Town in the Bay of Plenty, New Zealand

Pukehina is a beach and township located in the Western Bay of Plenty District and Bay of Plenty Region of New Zealand's North Island. It consists of a white sandy beach, an estuary, farms and several homes. The area is popular with surfing, windsurfing and kite surfing. There is a campground located at the south-eastern end of the beach, and a boat ramp at the estuary.

The beach is dangerous for inexperienced surfers and swimmers due to the strong currents that are often present and steep banks at many places along the six kilometre beach. Offshore winds blow from the south-west, which are quite common since the prevailing wind in New Zealand is westerly. The area also enjoys more sunshine hours than other places in the country.

Both sharks and seals have been sighted at the beach. Several dead seals washed up on the beach in August 2019.

==Demographics==
Pukehina Beach statistical area, which corresponds to Pukehina, covers 1.57 km2 and had an estimated population of as of with a population density of people per km^{2}.

Pukehina Beach had a population of 885 in the 2023 New Zealand census, an increase of 81 people (10.1%) since the 2018 census, and an increase of 270 people (43.9%) since the 2013 census. There were 471 males, 414 females, and 3 people of other genders in 339 dwellings. 1.7% of people identified as LGBTIQ+. The median age was 50.1 years (compared with 38.1 years nationally). There were 144 people (16.3%) aged under 15 years, 90 (10.2%) aged 15 to 29, 459 (51.9%) aged 30 to 64, and 195 (22.0%) aged 65 or older.

People could identify as more than one ethnicity. The results were 83.1% European (Pākehā); 23.1% Māori; 2.0% Pasifika; 3.7% Asian; 1.7% Middle Eastern, Latin American and African New Zealanders (MELAA); and 2.7% other, which includes people giving their ethnicity as "New Zealander". English was spoken by 96.6%, Māori by 5.4%, Samoan by 0.3%, and other languages by 7.5%. No language could be spoken by 2.0% (e.g. too young to talk). The percentage of people born overseas was 16.6, compared with 28.8% nationally.

Religious affiliations were 27.8% Christian, 0.3% Hindu, 0.7% Islam, 1.4% Māori religious beliefs, 0.3% Buddhist, 1.7% New Age, 0.3% Jewish, and 0.7% other religions. People who answered that they had no religion were 59.7%, and 7.8% of people did not answer the census question.

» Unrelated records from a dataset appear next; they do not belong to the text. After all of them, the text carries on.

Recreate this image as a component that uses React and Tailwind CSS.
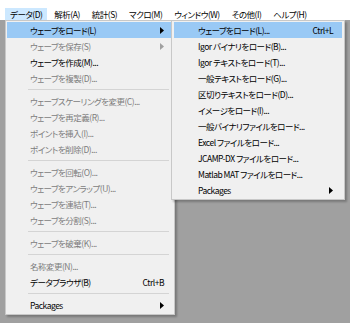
const topMenus = ['データ(D)', '解析(A)', '統計(S)', 'マクロ(M)', 'ウィンドウ(W)', 'その他(I)', 'ヘルプ(H)']

const dataMenu = [
  { label: 'ウェーブをロード(L)', arrow: true, active: true },
  { label: 'ウェーブを保存(S)', arrow: true, disabled: true },
  { label: 'ウェーブを作成(M)...' },
  { label: 'ウェーブを複製(D)...', disabled: true },
  'sep',
  { label: 'ウェーブスケーリングを変更(C)...', disabled: true },
  { label: 'ウェーブを再定義(R)...', disabled: true },
  { label: 'ポイントを挿入(I)...', disabled: true },
  { label: 'ポイントを削除(D)...', disabled: true },
  'sep',
  { label: 'ウェーブを回転(O)...', disabled: true },
  { label: 'ウェーブをアンラップ(U)...', disabled: true },
  { label: 'ウェーブを連結(T)...', disabled: true },
  { label: 'ウェーブを分割(S)...', disabled: true },
  'sep',
  { label: 'ウェーブを破棄(K)...', disabled: true },
  'sep',
  { label: '名称変更(N)...', disabled: true },
  { label: 'データブラウザ(B)', shortcut: 'Ctrl+B' },
  'sep',
  { label: 'Packages', arrow: true },
]

const loadMenu = [
  { label: 'ウェーブをロード(L)...', shortcut: 'Ctrl+L', active: true },
  { label: 'Igor バイナリをロード(B)...' },
  { label: 'Igor テキストをロード(T)...' },
  { label: '一般テキストをロード(G)...' },
  { label: '区切りテキストをロード(D)...' },
  { label: 'イメージをロード(I)...' },
  { label: '一般バイナリファイルをロード...' },
  { label: 'Excel ファイルをロード...' },
  { label: 'JCAMP-DX ファイルをロード...' },
  { label: 'Matlab MAT ファイルをロード...' },
  { label: 'Packages', arrow: true },
]

function Arrow({ disabled }) {
  return (
    <svg width="4" height="7" viewBox="0 0 4 7" className="shrink-0">
      <path d="M0 0 L4 3.5 L0 7 Z" fill={disabled ? '#a0a0a0' : '#000'} />
    </svg>
  )
}

function MenuList({ items, textPad, rightPad }) {
  return items.map((item, i) => {
    if (item === 'sep') {
      return (
        <div key={i} className="h-[7px] flex items-center pl-[21px] pr-[2px]">
          <div className="h-px w-full bg-[#d4d4d4]" />
        </div>
      )
    }
    return (
      <div
        key={i}
        className={`h-4 flex items-center ${item.active ? 'bg-[#99c9f5]' : ''} ${item.disabled ? 'text-[#7d7d7d]' : 'text-black'}`}
        style={{ paddingLeft: textPad, paddingRight: rightPad }}
      >
        <span className="flex-1 whitespace-nowrap">{item.label}</span>
        {item.shortcut && <span className="whitespace-nowrap">{item.shortcut}</span>}
        {item.arrow && <Arrow disabled={item.disabled} />}
      </div>
    )
  })
}

export default function App() {
  return (
    <div className="w-[350px] h-[323px] bg-[#a0a0a0] flex flex-col overflow-hidden font-['Noto_Sans_CJK_JP',sans-serif] text-[8.5px] leading-none tracking-[-0.5px] [font-feature-settings:'palt']">
      <div className="h-5 bg-white flex items-end pl-[5px] shrink-0">
        {topMenus.map((m, i) => (
          <div
            key={m}
            className={`h-3 flex items-center px-[5px] mr-[2px] ${i === 0 ? 'bg-[#cce8ff]' : ''}`}
          >
            {m}
          </div>
        ))}
      </div>
      <div className="pl-[5px]">
        <div className="relative w-[170px] bg-[#f0f0f0] border border-[#c8c8c8] py-[1px] pl-[1px] pr-[3px] shadow-[2px_2px_2px_rgba(0,0,0,0.25)]">
          <MenuList items={dataMenu} textPad={23} rightPad={7} />
          <div className="absolute left-[165px] -top-px w-[174px] bg-[#f0f0f0] border border-[#c8c8c8] py-[1px] pl-[2px] pr-[2px] shadow-[2px_2px_2px_rgba(0,0,0,0.25)]">
            <MenuList items={loadMenu} textPad={24} rightPad={9} />
          </div>
        </div>
      </div>
    </div>
  )
}
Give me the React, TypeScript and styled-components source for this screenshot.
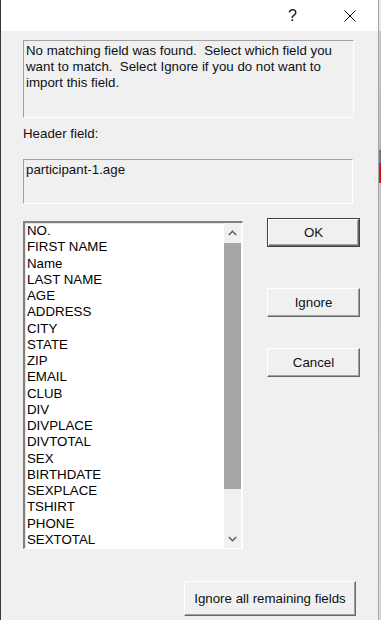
import styled, { createGlobalStyle } from "styled-components";

const GlobalStyle = createGlobalStyle`
  html, body {
    margin: 0;
    padding: 0;
    background: #f0f0f0;
  }
  body {
    font-family: "Liberation Sans", Arial, sans-serif;
    color: #000;
  }
`;

const fields = [
  "NO.",
  "FIRST NAME",
  "Name",
  "LAST NAME",
  "AGE",
  "ADDRESS",
  "CITY",
  "STATE",
  "ZIP",
  "EMAIL",
  "CLUB",
  "DIV",
  "DIVPLACE",
  "DIVTOTAL",
  "SEX",
  "BIRTHDATE",
  "SEXPLACE",
  "TSHIRT",
  "PHONE",
  "SEXTOTAL",
];

export default function App() {
  return (
    <>
      <GlobalStyle />
      <Screen>
        <Dialog>
          <TitleBar>
            <TitleButton>
              <HelpGlyph>?</HelpGlyph>
            </TitleButton>
            <TitleButton>
              <svg width="12" height="12" viewBox="0 0 12 12">
                <path d="M0.5 0.5 L11.5 11.5 M11.5 0.5 L0.5 11.5" stroke="#000" strokeWidth="1" fill="none" />
              </svg>
            </TitleButton>
          </TitleBar>

          <Body>
            <MessageBox>
              No matching field was found.&nbsp; Select which field you want to match.&nbsp; Select Ignore if you do
              not want to import this field.
            </MessageBox>

            <Label>Header field:</Label>
            <HeaderBox>participant-1.age</HeaderBox>

            <PickRow>
              <ListBox>
                <ListItems>
                  {fields.map((f) => (
                    <ListItem key={f}>{f}</ListItem>
                  ))}
                </ListItems>
                <ScrollBar>
                  <ArrowBtn>
                    <svg width="9" height="6" viewBox="0 0 9 6">
                      <path d="M0.8 5 L4.5 1.3 L8.2 5" stroke="#606060" strokeWidth="1.6" fill="none" />
                    </svg>
                  </ArrowBtn>
                  <Track>
                    <Thumb />
                  </Track>
                  <ArrowBtn>
                    <svg width="9" height="6" viewBox="0 0 9 6">
                      <path d="M0.8 1 L4.5 4.7 L8.2 1" stroke="#606060" strokeWidth="1.6" fill="none" />
                    </svg>
                  </ArrowBtn>
                </ScrollBar>
              </ListBox>

              <ButtonCol>
                <DefaultFrame>
                  <Button $w={91} $h={27}>OK</Button>
                </DefaultFrame>
                <Button $w={93} $h={29} $top={41}>
                  Ignore
                </Button>
                <Button $w={93} $h={29} $top={31}>
                  Cancel
                </Button>
              </ButtonCol>
            </PickRow>

            <Footer>
              <Button $w={172} $h={35}>Ignore all remaining fields</Button>
            </Footer>
          </Body>
        </Dialog>
        <Outside />
      </Screen>
    </>
  );
}

const Screen = styled.div`
  display: flex;
  width: 381px;
  height: 620px;
  overflow: hidden;
`;

const Dialog = styled.div`
  width: 379px;
  height: 620px;
  box-sizing: border-box;
  border-left: 1px solid #3a3a3a;
  border-right: 1px solid #a8a8a8;
  background: #f0f0f0;
  display: flex;
  flex-direction: column;
`;

const Outside = styled.div`
  width: 2px;
  height: 620px;
  background: linear-gradient(
    to bottom,
    #e8e8e8 0px,
    #e8e8e8 31px,
    #c8c8c8 31px,
    #b8b8b8 150px,
    #707070 150px,
    #808080 163px,
    #d01818 163px,
    #d01818 183px,
    #c8c8c8 183px,
    #d8d8d8 620px
  );
`;

const TitleBar = styled.div`
  height: 31px;
  background: #fff;
  display: flex;
  justify-content: flex-end;
`;

const TitleButton = styled.div`
  width: 57px;
  height: 31px;
  display: flex;
  align-items: center;
  justify-content: center;
`;

const HelpGlyph = styled.span`
  font-size: 16px;
  line-height: 16px;
  color: #111;
`;

const Body = styled.div`
  flex: 1;
  padding: 9px 0 0 22px;
  display: flex;
  flex-direction: column;
  font-size: 13.3px;
  line-height: 16px;
`;

const Sunken = styled.div`
  box-sizing: border-box;
  border-top: 1px solid #a0a0a0;
  border-left: 1px solid #a0a0a0;
  border-bottom: 1px solid #ffffff;
  border-right: 1px solid #ffffff;
  color: #111;
`;

const MessageBox = styled(Sunken)`
  width: 331px;
  height: 78px;
  padding: 2px 10px 0 2px;
`;

const Label = styled.div`
  margin-top: 8px;
  height: 16px;
  color: #111;
`;

const HeaderBox = styled(Sunken)`
  margin-top: 17px;
  width: 330px;
  height: 45px;
  padding: 2px 2px 0 2px;
`;

const PickRow = styled.div`
  display: flex;
  align-items: flex-start;
  margin-top: 14px;
`;

const ListBox = styled.div`
  box-sizing: border-box;
  width: 220px;
  height: 328px;
  margin-top: 3px;
  background: #fff;
  border-top: 2px solid #808080;
  border-left: 2px solid #808080;
  border-right: 1px solid #ffffff;
  border-bottom: 1px solid #ffffff;
  box-shadow: 1px 1px 0 #e3e3e3 inset;
  display: flex;
`;

const ListItems = styled.div`
  flex: 1;
  padding: 0 0 0 2px;
  overflow: hidden;
`;

const ListItem = styled.div`
  height: 16.25px;
  line-height: 16.25px;
  font-size: 13.3px;
  color: #000;
  white-space: nowrap;
`;

const ScrollBar = styled.div`
  width: 17px;
  background: #f0f0f0;
  display: flex;
  flex-direction: column;
  margin-right: 1px;
`;

const ArrowBtn = styled.div`
  height: 19px;
  display: flex;
  align-items: center;
  justify-content: center;
`;

const Track = styled.div`
  flex: 1;
  padding-top: 1px;
`;

const Thumb = styled.div`
  height: 246px;
  background: #a6a6a6;
`;

const ButtonCol = styled.div`
  display: flex;
  flex-direction: column;
  margin-left: 24px;
`;

const DefaultFrame = styled.div`
  border: 1px solid #404040;
  width: 93px;
  height: 29px;
  box-sizing: border-box;
  display: flex;
`;

const Button = styled.div<{ $w: number; $h: number; $top?: number }>`
  box-sizing: border-box;
  width: ${(p) => p.$w}px;
  height: ${(p) => p.$h}px;
  margin-top: ${(p) => p.$top ?? 0}px;
  background: #f0f0f0;
  border-top: 1px solid #ffffff;
  border-left: 1px solid #ffffff;
  border-right: 1px solid #696969;
  border-bottom: 1px solid #696969;
  box-shadow: -1px -1px 0 #a0a0a0 inset;
  display: flex;
  align-items: center;
  justify-content: center;
  font-size: 13.3px;
  color: #111;
  white-space: nowrap;
`;

const Footer = styled.div`
  display: flex;
  justify-content: flex-end;
  padding-right: 22px;
  margin-top: 32px;
`;
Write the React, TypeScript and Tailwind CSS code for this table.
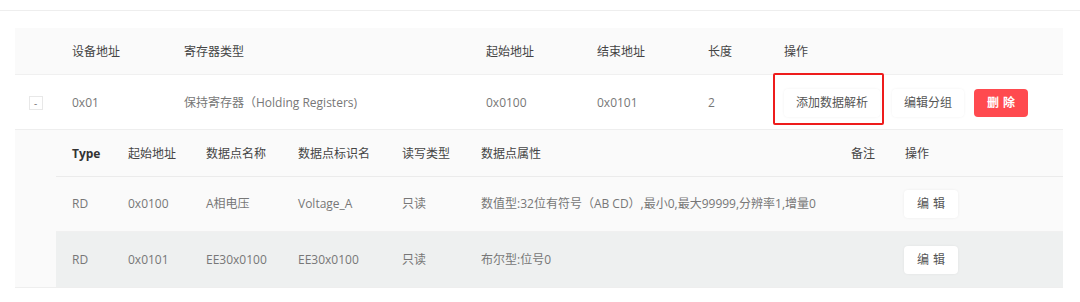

Of those at least 15 years old, 150 (20.2%) people had a bachelor's or higher degree, 414 (55.9%) had a post-high school certificate or diploma, and 177 (23.9%) people exclusively held high school qualifications. The median income was $40,900, compared with $41,500 nationally. 93 people (12.6%) earned over $100,000 compared to 12.1% nationally. The employment status of those at least 15 was 378 (51.0%) full-time, 117 (15.8%) part-time, and 15 (2.0%) unemployed.

==Geography==

Pukehina Beach is located twenty minutes drive away from Te Puke, the Kiwifruit capital of New Zealand. On the other side of the estuary is Little Waihi and it is a short drive from there to Maketu.

To the north-west, across the estuary entrance and around the point is Newdicks Beach. To the east-north-east, out to sea, lies Whakaari / White Island, an active volcano and peak of a 1,600m submarine mountain, which is visible during fine weather.

To the south-east there is an extensive area of Māori land anchored by the Otamarakau marae.

==History==

In 2017, Pukekina experienced exponential house price growth, due to demand for holiday homes from New Zealand, Australia, China and the United States.

A suspected drink driver crashed into a beachside home in Pukekina in November 2018, but no one was killed or injured in the crash.

The Pukehina Volunteer Fire Brigade was sued in early 2018 by a former volunteer fireman who claimed the brigade had a culture of bullying.

In 2018, developers applied for planning approval to convert a 165-hectare dairy farm into a sustainable eco-friendly lifestyle village, and a restored wetland for birds like the critically endangered Matuku.

In August 2018, State Highway 2 was blocked at Pukehina by a roaming herd of up to 80 cows.

Pukehina Surf Club received planning approval in late 2018 to replace its ageing club house and shipping container with a new $2.4 million purpose-built building.

==Education==

Pukehina School is a co-educational state primary school for Year 1 to 8 students, with a roll of as of The school opened in 1914.